Proof takes a few forms:

  • reliable tracking and delivery milestones
  • review volume and recency in the buyer’s market
  • clear product provenance and authenticity signals
  • consistent customer support response times

Where blockchain and traceability actually matter

A lot of people oversell blockchain. Here’s my stance: it’s useful when it’s attached to a business process, not a slide deck.

If you’re in categories like food, supplements, luxury, or sensitive B2B components, traceability can reduce disputes:

  • batch/lot tracking
  • tamper-evident logistics events
  • auditable handoffs between parties

But for most SMEs, the immediate win is simpler: make tracking, refunds, and returns feel predictable.

Digital marketing strategy: sell the operational proof

Create content that answers what buyers are already worried about:

  • “How long does shipping to Indonesia take?” (with real ranges)
  • “What happens if customs holds my parcel?”
  • “How do returns work?”
  • “How do I know it’s authentic / safe?”

This is the content that ranks, converts, and reduces support tickets. It also fits perfectly into a search strategy for cross-border buyers.

If your ops team solves the problem and your marketing team never talks about it, you’re wasting an advantage.

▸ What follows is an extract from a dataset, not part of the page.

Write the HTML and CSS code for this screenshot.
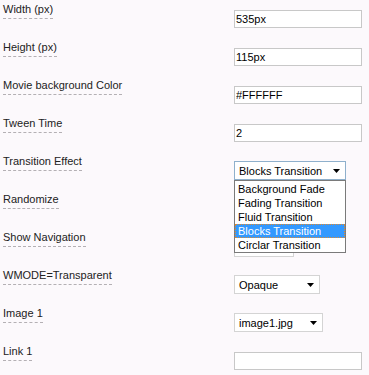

A practical 30-day plan for Singapore SMEs going cross-border

If you want results quickly, don’t start with “more channels.” Start with fewer promises you can keep.

Week 1: Fix the lane

  • Pick one target market (e.g., Malaysia or Indonesia) and one hero product category.
  • Define your shipping SLA using last 60–90 days performance.
  • Clean up product data: SKUs, weights, descriptions, HS code assumptions.

Week 2: Make fulfilment visible

  • Add a “Shipping & Duties” page.
  • Build customer comms templates for exceptions (delay, customs check, failed delivery).
  • Set up proactive tracking notifications.

Week 3: Use AI where it pays back fastest

  • Start with demand forecasting for your hero SKUs.
  • Add ETA prediction / exception rules in your logistics dashboard (or via your 3PL tooling).
  • Implement simple inventory alerts tied to campaign plans.

Week 4: Launch marketing that matches reality

  • Run market-specific landing pages with:
    • local currency pricing
    • realistic delivery windows
    • trust proof (reviews, tracking screenshots, policy clarity)
  • Create 3–5 FAQs as short posts/videos based on real customer questions.

This workflow is unglamorous. It’s also what makes cross-border growth sustainable.

What this means for the “AI dalam Logistik dan Rantaian Bekalan” series

AI in logistics and supply chain isn’t an experiment anymore—it’s the layer that makes cross-border trade predictable. And predictability is what makes digital marketing efficient.

If you’re a Singapore SME, the opportunity in 2026 is clear: use AI to tighten fulfilment (forecasting, routing, warehouse automation where relevant), then turn that operational advantage into marketing messages that buyers actually care about.

The next question worth asking isn’t “Which country should we expand into?” It’s: Which part of the cross-border experience can we make boringly reliable—and how fast can we prove it to customers?